To Major Benjamin Tallmadge

Head Quarters [Valley Forge] 10th March 1778.


Annexed is a Copy of my last Letter,1 which from the tenor of yours of the 7th inst. I am inclined to think you have not received—it was sent by the return of the Dragoon, who brought me your Letter of the 9th February—The Legislature of New Jersey certainly never meant that the Law regulating the Prices of Necessaries should have a retrospective view and invalidate anterior Contracts2—you will therefore settle with Mr Estey according to Colonel Sheldons agreement with him.

As Congress has called upon those States in which there is the best breed of Horses, to furnish a Supply for the Cavalry3—I cannot take upon me to put money into Colonel Sheldons hands for the purchase of remounts for his Regiment in particular, which will be provided for among the rest, at the same time if he can engage some good horses at reasonable prices on credit, I will promise that they shall be paid for hereafter. I have no doubt that Colonel Sheldon will be able to enlist a number of men for the established Continental bounty,4 as the Service of the Cavalry is sought by many who will not engage in the Infantry.

The Debts which accrue from your Contracts must as I said before, be paid from the Fund which is established for this purpose in the Quarter Master Generals hands. ⟨I am Sr⟩ Your ⟨most⟩ obed. Sert

Go: Washington

LS, in John Laurens’s writing, NNFTM; Df, DLC:GW; Varick transcript, DLC:GW.

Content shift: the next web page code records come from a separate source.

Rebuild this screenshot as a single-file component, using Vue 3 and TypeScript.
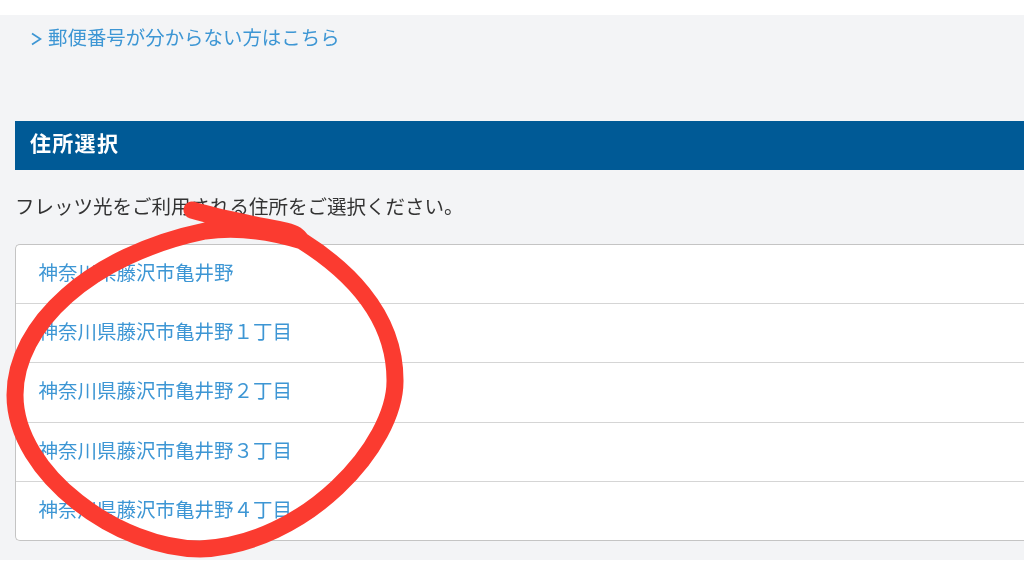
<script setup lang="ts">
const addresses = [
  '神奈川県藤沢市亀井野',
  '神奈川県藤沢市亀井野１丁目',
  '神奈川県藤沢市亀井野２丁目',
  '神奈川県藤沢市亀井野３丁目',
  '神奈川県藤沢市亀井野４丁目',
]
</script>

<template>
  <div class="page">
    <main class="panel">
      <a class="help-link">
        <svg class="chevron" viewBox="0 0 11 14" width="11" height="14" aria-hidden="true">
          <path d="M1 1.5 L9.5 7 L1 12.5" fill="none" stroke="#3d96d4" stroke-width="1.7" />
        </svg>
        <span>郵便番号が分からない方はこちら</span>
      </a>

      <h2 class="section-title">住所選択</h2>
      <p class="lead">フレッツ光をご利用される住所をご選択ください。</p>

      <ul class="address-list">
        <li v-for="a in addresses" :key="a" class="address-row">
          <a>{{ a }}</a>
        </li>
      </ul>
    </main>

    <!-- 手書きの赤い丸（スクリーンショット上の書き込み） -->
    <svg class="scribble" viewBox="0 0 1024 576" width="1024" height="576" aria-hidden="true">
      <path
        d="M192 210 C225 220 262 226 286 231 C295 233 298 236 302 241 C340 265 395 310 395 380 C396 445 305 545 200 549 C120 549 15 475 15 395 C15 325 90 255 205 231 C235 227 270 231 302 241"
        fill="none"
        stroke="#fb3b30"
        stroke-width="17"
        stroke-linecap="round"
        stroke-linejoin="round"
      />
    </svg>
  </div>
</template>

<style scoped>
.page {
  position: relative;
  width: 1024px;
  height: 576px;
  overflow: hidden;
  padding: 15px 0 16px;
  box-sizing: border-box;
  background: #fff;
  font-family: 'Liberation Sans', 'Noto Sans CJK JP', sans-serif;
}
.panel {
  height: 100%;
  padding-left: 15px;
  background: #f3f4f6;
  display: flex;
  flex-direction: column;
  filter: blur(0.55px);
}
.help-link {
  display: flex;
  align-items: center;
  gap: 6px;
  margin-left: 16px;
  height: 46px;
  padding-bottom: 1px;
  box-sizing: border-box;
  font-size: 19.45px;
  line-height: 46px;
  color: #3d96d4;
}
.chevron {
  flex-shrink: 0;
  margin-top: 3px;
}
.section-title {
  margin: 60px 0 0;
  height: 49px;
  padding-left: 15px;
  background: #005a96;
  color: #fff;
  font-size: 21px;
  font-weight: bold;
  letter-spacing: 1.3px;
  line-height: 46px;
}
.lead {
  margin: 0;
  height: 74px;
  padding-top: 22px;
  box-sizing: border-box;
  font-size: 19.5px;
  line-height: 30px;
  color: #333;
}
.address-list {
  list-style: none;
  margin: 0;
  padding: 0;
  height: 297px;
  box-sizing: border-box;
  border: 1px solid #c4c4c4;
  border-right: none;
  border-radius: 5px 0 0 5px;
  background: #fff;
}
.address-row {
  height: 59.2px;
  box-sizing: border-box;
  padding-left: 22.5px;
  border-bottom: 1px solid #d5d5d5;
  font-size: 19.5px;
  line-height: 56px;
  color: #3d96d4;
}
.address-row:last-child {
  border-bottom: none;
}
.scribble {
  position: absolute;
  top: 0;
  left: 0;
}
</style>

<style>
html,
body {
  margin: 0;
}
</style>
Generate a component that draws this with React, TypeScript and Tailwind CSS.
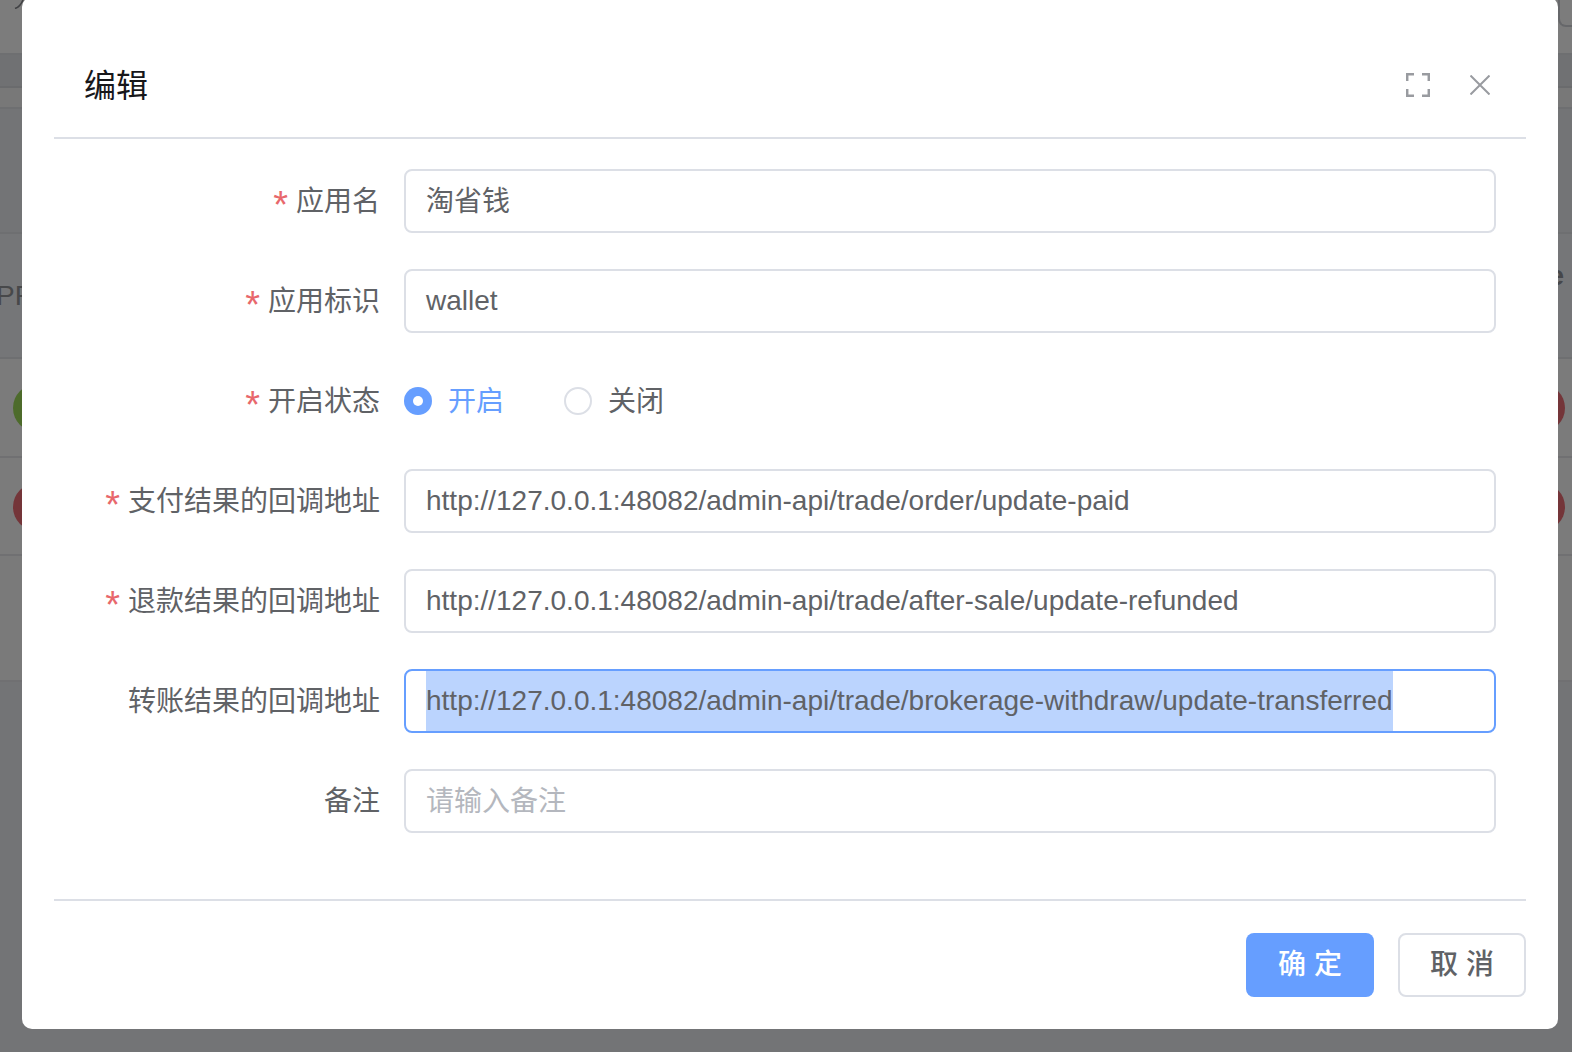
const cjk = "font-['Liberation_Sans','Noto_Sans_CJK_SC',sans-serif]";

function Label({ text, required }: { text: string; required?: boolean }) {
  return (
    <label className="flex h-full w-[350px] shrink-0 items-center justify-end pt-[2px] pr-[24px] text-[28px] text-[#606266]">
      {required && <span className="mt-[6px] mr-[8px] text-[38px] leading-none text-[#e8686c]">*</span>}
      {text}
    </label>
  );
}

function Field({ label, value, required, placeholder, selected, cjkValue }: {
  label: string;
  value?: string;
  required?: boolean;
  placeholder?: string;
  selected?: boolean;
  cjkValue?: boolean;
}) {
  return (
    <div className="mb-[36px] flex h-[64px]">
      <Label text={label} required={required} />
      <div
        className={`flex min-w-0 flex-1 items-center overflow-hidden rounded-[8px] border-2 bg-white px-[20px] text-[28px] whitespace-nowrap ${
          selected ? 'border-[#669eff]' : 'border-[#dcdfe6]'
        } ${cjkValue ? 'pt-[2px]' : ''}`}
      >
        {selected ? (
          <span className="flex h-[60px] items-center bg-[#bbd4fe] text-[#606266]">{value}</span>
        ) : value ? (
          <span className="text-[#606266]">{value}</span>
        ) : (
          <span className="text-[#b4b7be]">{placeholder}</span>
        )}
      </div>
    </div>
  );
}

function Backdrop() {
  return (
    <div className="flex h-full flex-col bg-[#737476] font-['Liberation_Sans',sans-serif]">
      <div className="flex h-[55px] justify-between border-b-2 border-[#6e6f71] bg-[#7c7c7c]">
        <svg className="ml-[14px] h-[9px] w-[12px]" viewBox="0 0 12 9" fill="none">
          <path d="M1 8.5C4 7.5 7 5 9 0" stroke="#404144" strokeWidth="1.6" />
        </svg>
        <div className="mr-[-20px] h-[27px] w-[34px] rounded-bl-[8px] border-2 border-t-0 border-[#66676a]" />
      </div>
      <div className="h-[33px] border-b-2 border-[#6a6b6d] bg-[#707173]" />
      <div className="h-[21px] border-b-2 border-[#6e6f71] bg-[#787878]" />
      <div className="h-[125px] border-b-2 border-[#6e6f71] bg-[#737476]" />
      <div className="flex h-[125px] items-center justify-between border-b-2 border-[#6e6f71] bg-[#757678]">
        <span className="ml-[-4px] text-[28px] text-[#47484a]">PP</span>
        <span className="mr-[8px] mb-[40px] text-[28px] font-bold text-[#46474a]">e</span>
      </div>
      <div className="flex h-[99px] items-center justify-between border-b-2 border-[#707072] bg-[#7b7b7b] px-[7px] pt-[1px] pl-[13px]">
        <div className="h-[48px] w-[48px] rounded-full bg-[#4d6b2b]" />
        <div className="h-[48px] w-[48px] rounded-full bg-[#743539]" />
      </div>
      <div className="flex h-[98px] items-center justify-between border-b-2 border-[#707072] bg-[#7b7b7b] px-[7px] pt-[1px] pl-[13px]">
        <div className="h-[48px] w-[48px] rounded-full bg-[#743539]" />
        <div className="h-[48px] w-[48px] rounded-full bg-[#743539]" />
      </div>
      <div className="h-[126px] border-b-2 border-[#707072] bg-[#7a7a7a]" />
    </div>
  );
}

export default function App() {
  return (
    <div className={`relative h-[1052px] w-full overflow-hidden ${cjk}`}>
      <Backdrop />

      <div className="absolute top-[-3px] left-[22px] w-[1536px] rounded-[10px] bg-white px-[32px] pb-[32px]">
        <div className="flex h-[142px] items-center justify-between border-b-2 border-[#dcdfe6] pt-[36px] pr-[36px] pl-[30px]">
          <span className="pt-[2px] text-[32px] text-[#17171a]">编辑</span>
          <div className="flex items-center gap-[40px]">
            <svg className="h-[24px] w-[24px]" viewBox="0 0 24 24" fill="none" stroke="#999ba0" strokeWidth="2.5">
              <path d="M1.2 8V1.2H8M16 1.2h6.8V8M22.8 16v6.8H16M8 22.8H1.2V16" />
            </svg>
            <svg className="h-[20px] w-[20px]" viewBox="0 0 20 20" fill="none" stroke="#999ba0" strokeWidth="2">
              <path d="M.5.5l19 19M19.5.5l-19 19" />
            </svg>
          </div>
        </div>

        <div className="pt-[30px] pr-[30px] pb-[30px]">
          <Field label="应用名" value="淘省钱" required cjkValue />
          <Field label="应用标识" value="wallet" required />
          <div className="mb-[36px] flex h-[64px]">
            <Label text="开启状态" required />
            <div className="flex items-center">
              <span className="flex h-[28px] w-[28px] items-center justify-center rounded-full bg-[#669eff]">
                <span className="h-[10px] w-[10px] rounded-full bg-white" />
              </span>
              <span className="ml-[16px] pt-[2px] text-[28px] text-[#669eff]">开启</span>
              <span className="ml-[60px] h-[28px] w-[28px] rounded-full border-2 border-[#dcdfe6]" />
              <span className="ml-[16px] pt-[2px] text-[28px] text-[#606266]">关闭</span>
            </div>
          </div>
          <Field label="支付结果的回调地址" value="http://127.0.0.1:48082/admin-api/trade/order/update-paid" required />
          <Field label="退款结果的回调地址" value="http://127.0.0.1:48082/admin-api/trade/after-sale/update-refunded" required />
          <Field label="转账结果的回调地址" value="http://127.0.0.1:48082/admin-api/trade/brokerage-withdraw/update-transferred" selected />
          <Field label="备注" placeholder="请输入备注" cjkValue />
        </div>

        <div className="flex justify-end gap-[24px] border-t-2 border-[#dcdfe6] pt-[32px]">
          <button className="h-[64px] w-[128px] rounded-[8px] bg-[#669eff] text-[28px] font-medium text-white">确 定</button>
          <button className="h-[64px] w-[128px] rounded-[8px] border-2 border-[#dcdfe6] bg-white text-[28px] font-medium text-[#606266]">取 消</button>
        </div>
      </div>
    </div>
  );
}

2Regarding the New Jersey act of 11 Dec. regulating prices, see William Livingston to GW, 1 Dec., and note 6.

3For the congressional camp committee’s decision to call upon Delaware, Maryland, New Jersey, North Carolina, Pennsylvania, and Virginia to supply horses for the cavalry, see GW’s Instructions to George Baylor, 4 Mar., and note 1 to that document.

4In September 1776 Congress had offered a Continental bounty of $20 and one hundred acres of land to men enlisting for the duration of the war (see John Hancock, to GW, 24 Sept. 1776).